Я упивался воспоминаниями, когда в 1988 году, спустя двадцать семь лет, снова оказался в «Пивном баре Элли». «Здесь я заводил граммофон», — объяснял я Мони, которая теперь хозяйничала в баре. Элли умерла за год до этого. «Когда же это было?» — спросила Мони. У меня было чувство, будто это было вчера. «Ах, ну конечно, это было очень давно», сказала она, растягивая слова, и махнула рукой. Только тут мне стало ясно, что с тех пор действительно прошло почти три десятка лет.
Я стал расспрашивать о моих тогдашних друзьях, о Клаудетте, это был трансвестит, с которым я провел у Элли немало приятных часов. «Ему уже за семьдесят, и он живет в доме престарелых на Блюхер-штрассе. Но по воскресеньям он почти всегда приходит сюда», — рассказала Мони.
В следующее воскресенье ранним вечером я уже стоял у ее стойки. «Смотри-ка, кто идет», — прошептала Мони. Старый седоволосый человечек в очках пробирался на свое обычное место в углу, он тяжело плюхнулся на диван и заказал пиво и ликер. «Клаудетта, — крикнула Мони, — как ты думаешь, кто сидит здесь у стойки?» Клаудетта поднял голову, его взгляд скользнул по залу: «Лоттхен, ты?» Радостно и одновременно грустно было встретить хотя бы одного из своих старых друзей.

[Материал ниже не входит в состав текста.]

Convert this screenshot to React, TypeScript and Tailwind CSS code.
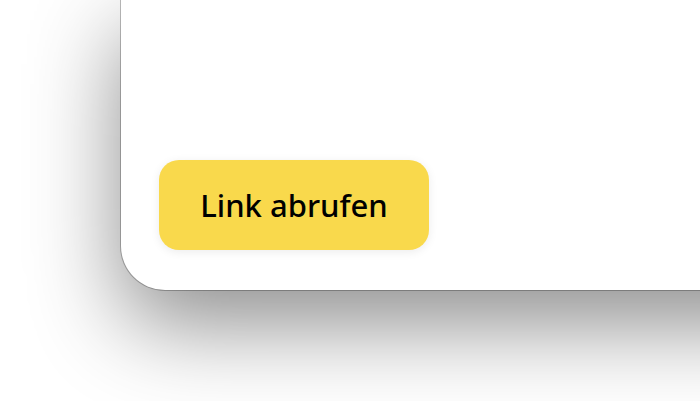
export default function App() {
  return (
    <div className="h-[401px] w-[700px] overflow-hidden bg-white">
      <div className="ml-[121px] mr-[-200px] flex h-[290px] flex-col justify-end rounded-bl-[44px] bg-white pb-[40px] pl-[38px] shadow-[0_0_0_1px_rgba(0,0,0,0.25),0_34px_90px_rgba(0,0,0,0.45)]">
        <button
          type="button"
          className="flex h-[90px] w-[270px] items-center justify-center rounded-[20px] bg-[#f9d94c] text-[31px] font-medium text-black shadow-[0_2px_10px_rgba(0,0,0,0.08)]"
          style={{ fontFamily: '"Noto Sans", sans-serif' }}
        >
          Link abrufen
        </button>
      </div>
    </div>
  );
}
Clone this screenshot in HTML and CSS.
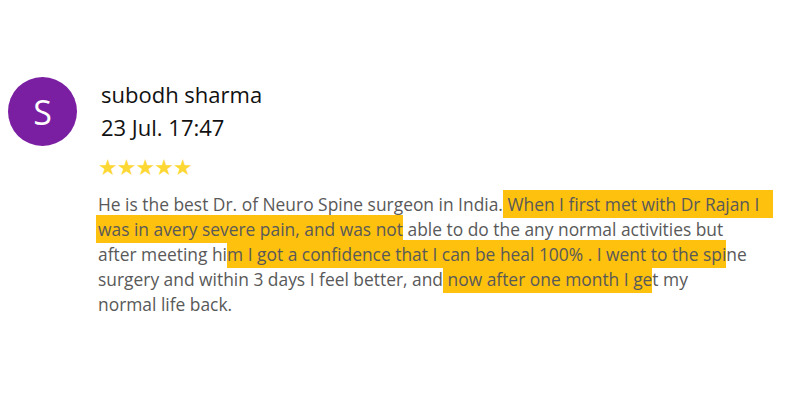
FILE: index.html
```html
<!DOCTYPE html>
<html>
<head>
<meta charset="utf-8">
<link rel="stylesheet" href="styles.css">
</head>
<body>
<div class="review">
  <div class="avatar">S</div>
  <div class="content">
    <div class="name">subodh sharma</div>
    <div class="date">23 Jul. 17:47</div>
    <div class="stars">★★★★★</div>
    <p class="text">He is the best Dr. of Neuro Spine surgeon in India.<mark class="hl hl1"> When I first met with Dr Rajan I </mark><br><mark class="hl hl2">was in avery severe pain, and was not</mark> able to do the any normal activities but<br>after meeting hi<mark class="hl">m I got a confidence that I can be heal 100% . I went to the spi</mark>ne<br>surgery and within 3 days I feel better, and<mark class="hl"> now after one month I ge</mark>t my<br>normal life back.</p>
  </div>
</div>
</body>
</html>
```

FILE: styles.css
```css
html, body {
  margin: 0;
  padding: 0;
  background: #fff;
}
.review {
  display: flex;
  padding: 77px 0 0 8px;
  font-family: "Open Sans", sans-serif;
}
.avatar {
  width: 69px;
  height: 69px;
  border-radius: 50%;
  background: #7b1fa2;
  color: #fff;
  font-size: 34px;
  display: flex;
  align-items: center;
  justify-content: center;
  flex: none;
}
.content {
  margin-left: 21px;
  width: 700px;
}
.name {
  font-size: 22px;
  font-stretch: 90%;
  color: #111;
  line-height: 30px;
  margin-left: 3px;
  padding-top: 2px;
}
.date {
  font-size: 22px;
  font-stretch: 90%;
  color: #111;
  line-height: 30px;
  margin-left: 3px;
  margin-top: 3px;
}
.stars {
  font-family: "DejaVu Sans", sans-serif;
  color: #fdd835;
  font-size: 22px;
  letter-spacing: -1px;
  line-height: 26px;
  margin-top: 13px;
}
.text {
  margin: 11px 0 0;
  font-size: 17.4px;
  line-height: 25px;
  color: #595959;
}
.hl {
  background: #fec10e;
  color: #595959;
  padding: 2px 0;
}
.hl1 {
  padding-right: 14px;
}
.hl2 {
  margin-left: -2px;
  padding-left: 2px;
}
```
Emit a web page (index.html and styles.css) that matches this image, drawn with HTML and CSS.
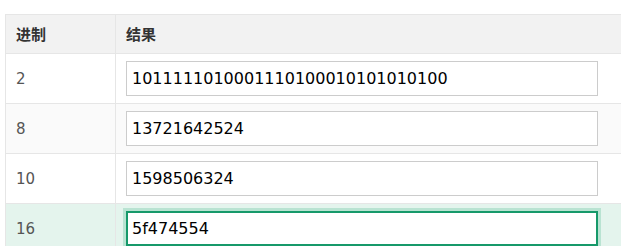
FILE: index.html
```html
<!DOCTYPE html>
<html lang="zh-CN">
<head>
<meta charset="utf-8">
<title>进制转换</title>
<link rel="stylesheet" href="styles.css">
</head>
<body>
<div class="wrap">
  <table class="radix">
    <thead>
      <tr><th class="c1">进制</th><th class="c2">结果</th></tr>
    </thead>
    <tbody>
      <tr><td class="c1">2</td><td class="c2"><input class="field" type="text" value="1011111010001110100010101010100"></td></tr>
      <tr class="alt"><td class="c1">8</td><td class="c2"><input class="field" type="text" value="13721642524"></td></tr>
      <tr><td class="c1">10</td><td class="c2"><input class="field" type="text" value="1598506324"></td></tr>
      <tr class="active"><td class="c1">16</td><td class="c2"><input class="field focus" type="text" value="5f474554" autofocus></td></tr>
    </tbody>
  </table>
</div>
</body>
</html>
```
FILE: styles.css
```css
html, body {
  margin: 0;
  padding: 0;
  background: #fff;
  overflow: hidden;
}
.wrap {
  padding: 15px 0 0 5px;
  width: 700px;
}
.radix {
  border-collapse: collapse;
  width: 660px;
  border: 1px solid #e6e6e6;
  font-family: "DejaVu Sans", "Noto Sans CJK SC", sans-serif;
}
.radix th {
  background: #f2f2f2;
  color: #333;
  font-family: "Noto Sans CJK SC", sans-serif;
  font-weight: bold;
  font-size: 15px;
  line-height: 20px;
  height: 39px;
  box-sizing: border-box;
  padding: 0 10px;
  text-align: left;
  border: 1px solid #e6e6e6;
}
.radix td {
  border: 1px solid #e6e6e6;
  padding: 7px 10px;
  height: 49px;
  box-sizing: border-box;
  font-size: 15px;
  color: #555;
}
.radix .c1 {
  width: 110px;
  box-sizing: border-box;
}
.radix tr.alt td {
  background: #fafafa;
}
.radix tr.active td {
  background: #e4f4ed;
}
.field {
  display: block;
  box-sizing: border-box;
  width: 472px;
  height: 35px;
  margin: 0;
  padding: 0 5px;
  border: 1px solid #cccccc;
  background: #fff;
  font-family: "DejaVu Sans", sans-serif;
  font-size: 16px;
  color: #000;
  outline: none;
}
.field.focus {
  border: 2px solid #16996a;
  padding: 0 4px;
  box-shadow: 0 0 0 3px #b9e3d2;
  caret-color: #000;
}
```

То была печальная глава моей жизни, когда в 1988 году я начал совершать свои «заграничные» поездки в Западный Берлин: Кройцбург, Темпельхоф, Шарлоттенбург, Нойкельн, Шпандау. Приезжая в памятные места, — в подвал старьевщика Макса Бира, квартиру доктора Вонгчовски и на Мантойфель-штрассе, 7, со школой и бомбоубежищем — я, конечно, хотел снова увидеть и людей, которых любил. Клаудетта был единственным, кто еще оставался в живых. Но вернемся обратно в пятидесятые. Мне вспоминается Макс Пальмовски, моя любовь после смерти Цитценау. Однажды, когда я копался в ключах у Людвига в его скобяном магазинчике в Шарлоттенбурге на Шлосс-штрассе, угол Зеелинг-штрассе, туда вошел Макс, коллекционер антиквариата и подержанных вещей, постоянный клиент. Когда я в следующий раз появился у Людвига, он проворковал: «Слушай, Макс интересуется тобой, он хотел бы пригласить тебя на чашечку чая». У него была небольшая, но со вкусом обставленная квартирка — и он хотел со мной не только чайку попить. Едва я уселся рядом с ним на бидермайеровской софе, он стал показывать мне изображения обнаженных мужчин, подлинные оттиски французских картин, частично прошлого столетия. Тогда это было для меня нечто совершенно новое.